Remember these steps are valid for nodes in the following states: enroll, manageable, available, error, clean failed and inspect failed. So, list the nodes in a given state, then execute the migration following steps for each node:

  1. Place the node in maintenance mode to prevent ironic from working on the node during the migration doing:

    $ ironic node-set-maintenance --reason "Migrating node to dynamic allocation" <node_uuid> true
    

    Note

    It’s recommended to check if the node’s state has not changed as there is no way of locking the node between these commands.

  2. Identify which Server Profile is associated by checking the property server_hardware_uri in the driver_info namespace. Using the server_hardware_uri, log into OneView and remove the Server Profile.

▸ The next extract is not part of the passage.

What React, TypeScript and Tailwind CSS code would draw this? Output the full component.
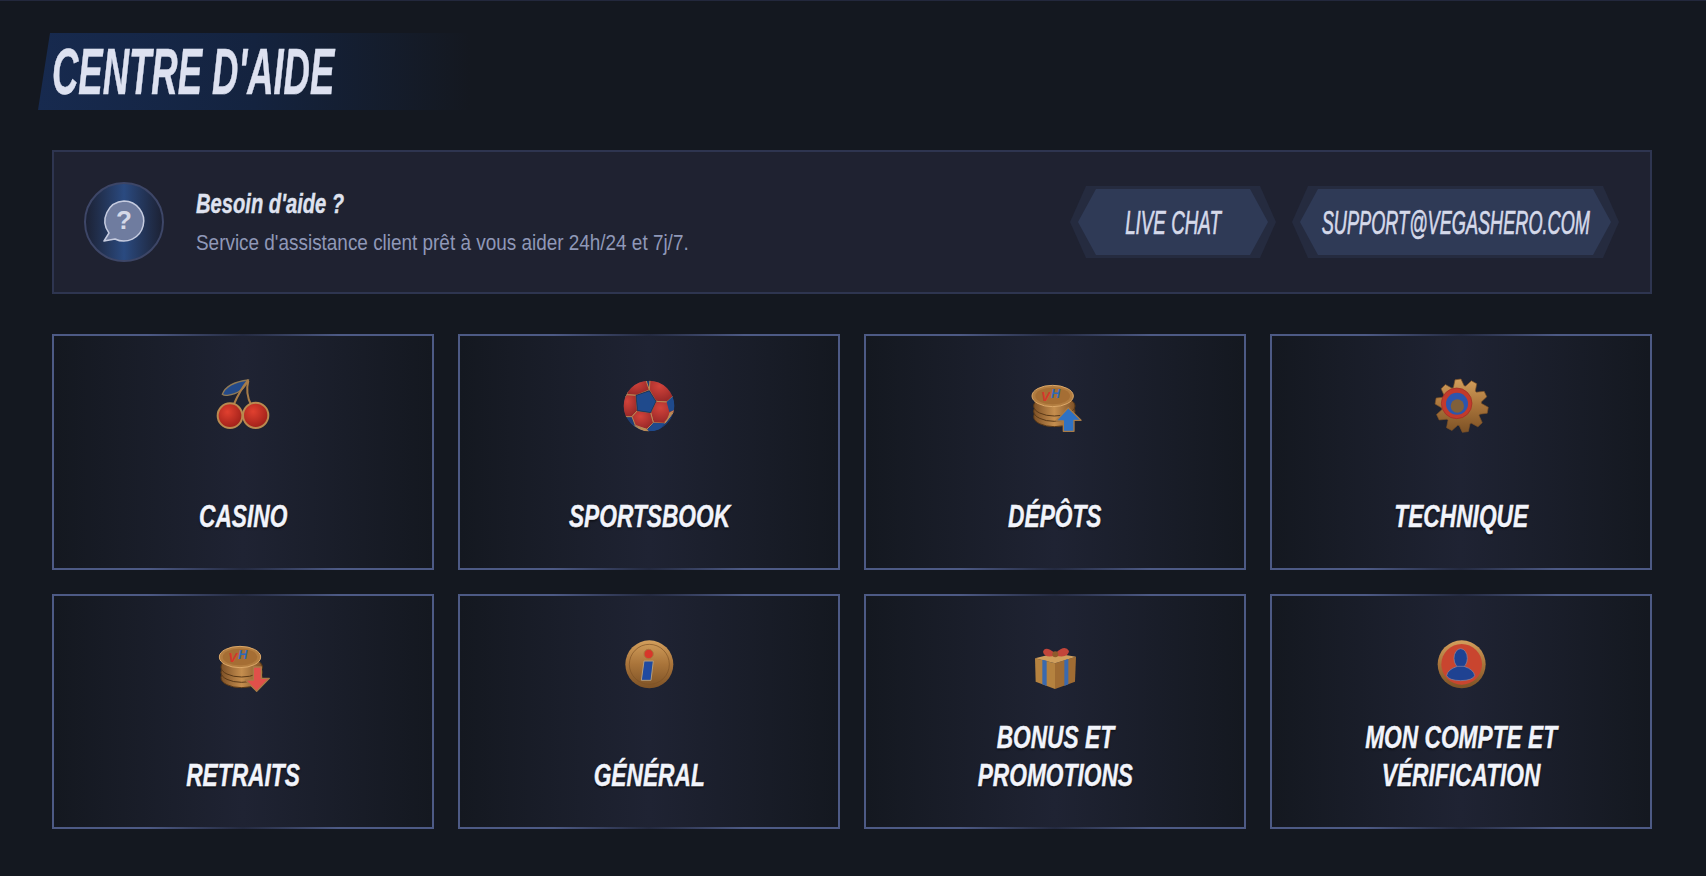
const sans = "font-['Liberation_Sans',Arial,sans-serif]";

function IconBox({ col, row, children }: { col: number; row: number; children: React.ReactNode }) {
  // drawn on a 300x240 grid, 3 units to a pixel
  const vx = [9, -3, 0, 3][col];
  const vy = row === 0 ? 0 : -15;
  return (
    <svg width="100" height="80" viewBox={`${vx} ${vy} 300 240`} className="shrink-0">
      {children}
    </svg>
  );
}

function Defs() {
  return (
    <svg width="0" height="0" className="absolute">
      <defs>
        <linearGradient id="gold" x1="0" y1="0" x2="0" y2="1">
          <stop offset="0" stopColor="#d39f5c" />
          <stop offset="0.5" stopColor="#a9743a" />
          <stop offset="1" stopColor="#7d5226" />
        </linearGradient>
        <linearGradient id="goldSide" x1="0" y1="0" x2="1" y2="0">
          <stop offset="0" stopColor="#7d5026" />
          <stop offset="0.5" stopColor="#c58e4e" />
          <stop offset="1" stopColor="#7d5026" />
        </linearGradient>
        <radialGradient id="cherry" cx="0.4" cy="0.35" r="0.7">
          <stop offset="0" stopColor="#e0402f" />
          <stop offset="1" stopColor="#9c1e18" />
        </radialGradient>
        <radialGradient id="ballRed" cx="0.4" cy="0.3" r="0.8">
          <stop offset="0" stopColor="#d2433a" />
          <stop offset="1" stopColor="#8f2425" />
        </radialGradient>
        <clipPath id="ballClip">
          <circle cx="147" cy="138" r="76" />
        </clipPath>
      </defs>
    </svg>
  );
}

function Cherry() {
  return (
    <g>
      <path d="M97 103 Q110 68 175 60 Q160 100 112 106 Q102 107 97 103Z" fill="#234a8a" stroke="#8f7a58" strokeWidth="4" />
      <path d="M175 60 Q150 90 132 132 M175 62 Q165 100 184 136" fill="none" stroke="#a87c48" strokeWidth="6" />
      <circle cx="120" cy="167" r="37" fill="url(#cherry)" stroke="#b98a50" strokeWidth="6" />
      <circle cx="197" cy="166" r="38" fill="url(#cherry)" stroke="#b98a50" strokeWidth="6" />
    </g>
  );
}

function Ball() {
  const patches = [
    "80,104 92,62 135,52 148,90 108,106",
    "148,90 150,58 200,62 226,102 200,126 168,124",
    "62,130 80,104 108,106 112,152 96,170 70,170",
    "168,124 200,126 226,150 194,190 160,188 152,158",
    "96,170 112,152 152,158 160,188 140,208 106,196",
  ];
  return (
    <g clipPath="url(#ballClip)">
      <circle cx="147" cy="138" r="76" fill="#1f3e74" />
      {patches.map((p) => (
        <polygon key={p} points={p} fill="url(#ballRed)" stroke="#b98a55" strokeWidth="3" strokeLinejoin="round" />
      ))}
      <polygon points="108,106 148,92 168,124 152,158 112,152" fill="#1f4a8c" stroke="#14233f" strokeWidth="2" />
      <polygon points="200,126 226,102 224,150 208,156" fill="#1f4a8c" />
      <polygon points="160,188 194,190 176,214 140,214" fill="#1f4a8c" />
      <path d="M196 190 Q212 172 222 150 L208 158 Q205 175 193 186Z" fill="#b98a55" />
      <path d="M100 196 Q125 216 150 218 L140 206Z" fill="#b98a55" />
    </g>
  );
}

function Coins({ dx = 0, dy = 0 }: { dx?: number; dy?: number }) {
  return (
    <g transform={`translate(${dx} ${dy})`}>
      {[62, 46, 30].map((o) => (
        <ellipse key={o} cx="148" cy={108 + o} rx="62" ry="30" fill="url(#goldSide)" stroke="#5a3917" strokeWidth="3" />
      ))}
      <ellipse cx="143" cy="108" rx="62" ry="32" fill="#b37d40" stroke="#dca869" strokeWidth="3" />
      <ellipse cx="143" cy="108" rx="52" ry="25" fill="#a56e34" />
      <text x="108" y="122" fontSize="40" fontWeight="700" fontStyle="italic" fill="#d5372b" fontFamily="'Liberation Sans',sans-serif">V</text>
      <text x="138" y="114" fontSize="38" fontWeight="700" fontStyle="italic" fill="#2f68b5" fontFamily="'Liberation Sans',sans-serif">H</text>
    </g>
  );
}

function gearPath(cx: number, cy: number, teeth: number, outer: number, inner: number) {
  const pts: string[] = [];
  for (let i = 0; i < teeth; i++) {
    const a = (i / teeth) * Math.PI * 2 + 0.2;
    const step = (Math.PI * 2) / teeth;
    const r = [
      [inner, -0.5],
      [outer, -0.22],
      [outer, 0.14],
      [inner, 0.38],
    ];
    r.forEach(([rad, off]) => {
      const t = a + off * step;
      pts.push(`${(cx + Math.cos(t) * rad).toFixed(1)},${(cy + Math.sin(t) * rad).toFixed(1)}`);
    });
  }
  return pts.join(" ");
}

function Gear() {
  return (
    <g>
      <polygon points={gearPath(155, 137, 10, 80, 60)} fill="url(#gold)" stroke="#7d5226" strokeWidth="2" strokeLinejoin="round" />
      <circle cx="140" cy="130" r="46" fill="#c23a2c" stroke="#9c2c22" strokeWidth="2" />
      <circle cx="141" cy="131" r="33" fill="#2c56ad" />
      <circle cx="142" cy="138" r="20" fill="#80603a" />
    </g>
  );
}

function Info() {
  return (
    <g>
      <circle cx="148" cy="118" r="72" fill="url(#gold)" />
      <circle cx="148" cy="118" r="60" fill="none" stroke="#7d5226" strokeWidth="2" />
      <circle cx="146" cy="87" r="14" fill="#d8362a" stroke="#a8763c" strokeWidth="3" />
      <polygon points="132,108 160,108 153,166 124,166" fill="#1f4aa0" stroke="#b59c78" strokeWidth="3" />
    </g>
  );
}

function Gift() {
  return (
    <g>
      <polygon points="90,100 150,115 150,192 92,170" fill="#b5823f" />
      <polygon points="150,115 213,95 210,170 150,192" fill="#a06c33" />
      <polygon points="90,100 150,85 213,95 150,115" fill="#cf9e5c" />
      <polygon points="112,104 125,107 125,183 112,178" fill="#3a69ae" />
      <polygon points="178,106 190,102 190,178 178,183" fill="#3a69ae" />
      <path d="M150 92 Q118 100 114 80 Q120 60 150 84Z" fill="#c2453a" />
      <path d="M152 92 Q190 100 192 78 Q180 58 152 84Z" fill="#c2453a" />
      <circle cx="151" cy="88" r="9" fill="#8f5a2b" />
    </g>
  );
}

function User() {
  return (
    <g>
      <circle cx="155" cy="118" r="72" fill="url(#gold)" />
      <circle cx="155" cy="118" r="61" fill="#c9452f" />
      <ellipse cx="152" cy="100" rx="20" ry="29" fill="#1f4292" stroke="#8f8aa0" strokeWidth="2" />
      <path d="M110 152 Q112 134 142 124 L162 124 Q192 134 194 152 Q188 166 152 167 Q116 166 110 152Z" fill="#1f4292" stroke="#8f8aa0" strokeWidth="2" />
    </g>
  );
}

function ArrowUp() {
  return <polygon points="190,143 228,181 207,181 207,214 175,214 175,183 153,183" fill="#2f72c4" stroke="#a87a45" strokeWidth="4" strokeLinejoin="round" />;
}

function ArrowDown() {
  return <polygon points="190,126 214,126 214,160 238,160 200,199 166,165 190,165" fill="#e0504a" stroke="#a87a45" strokeWidth="4" strokeLinejoin="round" />;
}

const cards: { title: string[]; icon: React.ReactNode }[] = [
  { title: ["CASINO"], icon: <Cherry /> },
  { title: ["SPORTSBOOK"], icon: <Ball /> },
  { title: ["DÉPÔTS"], icon: <><Coins /><ArrowUp /></> },
  { title: ["TECHNIQUE"], icon: <Gear /> },
  { title: ["RETRAITS"], icon: <><Coins dx={7} dy={-12} /><ArrowDown /></> },
  { title: ["GÉNÉRAL"], icon: <Info /> },
  { title: ["BONUS ET", "PROMOTIONS"], icon: <Gift /> },
  { title: ["MON COMPTE ET", "VÉRIFICATION"], icon: <User /> },
];

function HexButton({ label, className, textClass }: { label: string; className: string; textClass: string }) {
  return (
    <div className={`h-[72px] bg-[#252b3f] px-2 py-[3px] [clip-path:polygon(16px_0,calc(100%-16px)_0,100%_50%,calc(100%-16px)_100%,16px_100%,0_50%)] ${className}`}>
      <div className="flex h-full items-center justify-center bg-[#2f3a56] [clip-path:polygon(18px_0,calc(100%-18px)_0,100%_50%,calc(100%-18px)_100%,18px_100%,0_50%)]">
        <span className={`inline-block shrink-0 whitespace-nowrap text-[33px] italic leading-none text-[#d5d9ea] [-webkit-text-stroke:0.7px_#d5d9ea] ${textClass}`}>{label}</span>
      </div>
    </div>
  );
}

export default function App() {
  return (
    <div className={`h-screen overflow-hidden border-t border-[#23283d] bg-[#141820] pl-[52px] pr-[54px] pt-8 ${sans}`}>
      <Defs />
      {/* Title band */}
      <div className="-ml-[14px] flex h-[77px] w-[432px] items-center bg-gradient-to-r from-[#172a4f] via-[#14233f] to-[#141820] pl-[14px] [clip-path:polygon(12px_0,100%_0,100%_100%,0_100%)]">
        <h1 className="origin-left scale-x-[0.57] whitespace-nowrap text-[64px] font-bold italic leading-none text-[#dde1f0] [-webkit-text-stroke:0.5px_#dde1f0]">CENTRE D'AIDE</h1>
      </div>

      {/* Help panel */}
      <div className="mt-10 flex h-[144px] items-center border-2 border-[#2e3550] bg-[#1f2231] pl-[30px] pr-[31px]">
        <div className="flex h-20 w-20 items-center justify-center rounded-full border-2 border-[#3d4667] bg-gradient-to-r from-[#1c2235] via-[#2a4a80] to-[#1c2235]">
          <svg width="48" height="48" viewBox="0 0 48 48">
            <path d="M24 3 A20 20 0 1 1 15 41 L4 43 L9 35 A20 20 0 0 1 24 3Z" fill="#6f7c9f" stroke="#c6cce0" strokeWidth="1.5" strokeLinejoin="round" />
            <text x="24" y="31" textAnchor="middle" fontSize="26" fontWeight="700" fill="#d5d9e8" fontFamily="'Liberation Sans',sans-serif">?</text>
          </svg>
        </div>
        <div className="ml-8 flex-1">
          <div className="origin-left scale-x-[0.72] whitespace-nowrap text-[28px] font-bold italic leading-9 text-[#dfe2ef] [-webkit-text-stroke:0.4px_#dfe2ef]">Besoin d'aide ?</div>
          <div className="mt-[5px] origin-left scale-x-[0.86] whitespace-nowrap text-[22px] leading-8 text-[#8f98b8]">Service d'assistance client prêt à vous aider 24h/24 et 7j/7.</div>
        </div>
        <div className="flex items-center gap-4">
          <HexButton label="LIVE CHAT" className="w-[206px]" textClass="scale-x-[0.57]" />
          <HexButton label="SUPPORT@VEGASHERO.COM" className="w-[327px]" textClass="scale-x-[0.55]" />
        </div>
      </div>

      {/* Categories */}
      <div className="mt-10 grid grid-cols-4 gap-6">
        {cards.map((card, i) => (
          <div
            key={card.title[0]}
            className="flex h-[235.5px] flex-col items-center justify-between border-2 border-transparent pb-[33px] pt-6 [background:linear-gradient(90deg,#141820,#1f2333_50%,#141820)_padding-box,linear-gradient(90deg,#4d5a85,#4d5a85_25%,#242a40_50%,#4d5a85_75%,#4d5a85)_border-box]"
          >
            <IconBox col={i % 4} row={i < 4 ? 0 : 1}>{card.icon}</IconBox>
            <div className="scale-x-[0.71] whitespace-nowrap text-center text-[32px] font-bold italic leading-[38px] text-[#f2f4fb] [-webkit-text-stroke:0.4px_#f2f4fb] [text-shadow:0_2px_2px_rgba(0,0,0,0.5)]">
              {card.title.map((line) => (
                <div key={line}>{line}</div>
              ))}
            </div>
          </div>
        ))}
      </div>
    </div>
  );
}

  3. Set the dynamic_allocation to True in the flag driver_info namespace doing:

    $ ironic node-update $NODE_UUID add driver_info/dynamic_allocation=True
    
  4. Finally, in order to put the node back into the resource pool, remove the node from maintenance mode doing:

    $ ironic node-set-maintenance <node_uuid> false
    

3rd Party Tools

In order to ease user manual tasks, which are often time-consuming, we provide useful tools that work nicely with the OneView drivers.

ironic-oneview-cli

The ironic-oneView CLI is a command line interface for management tasks involving OneView nodes. Its features include a facility to create of ironic nodes with all required parameters for OneView nodes, creation of Nova flavors for OneView nodes and, starting from version 0.3.0, the migration of nodes from pre-allocation to the dynamic allocation model.

For more details on how Ironic-OneView CLI works and how to set it up, see [8].

ironic-oneviewd

The ironic-oneviewd daemon monitors the ironic inventory of resources and provides facilities to operators managing OneView driver deployments. The daemon supports both allocation models (dynamic and pre-allocation) as of version 0.1.0.

For more details on how Ironic-OneViewd works and how to set it up, see [7].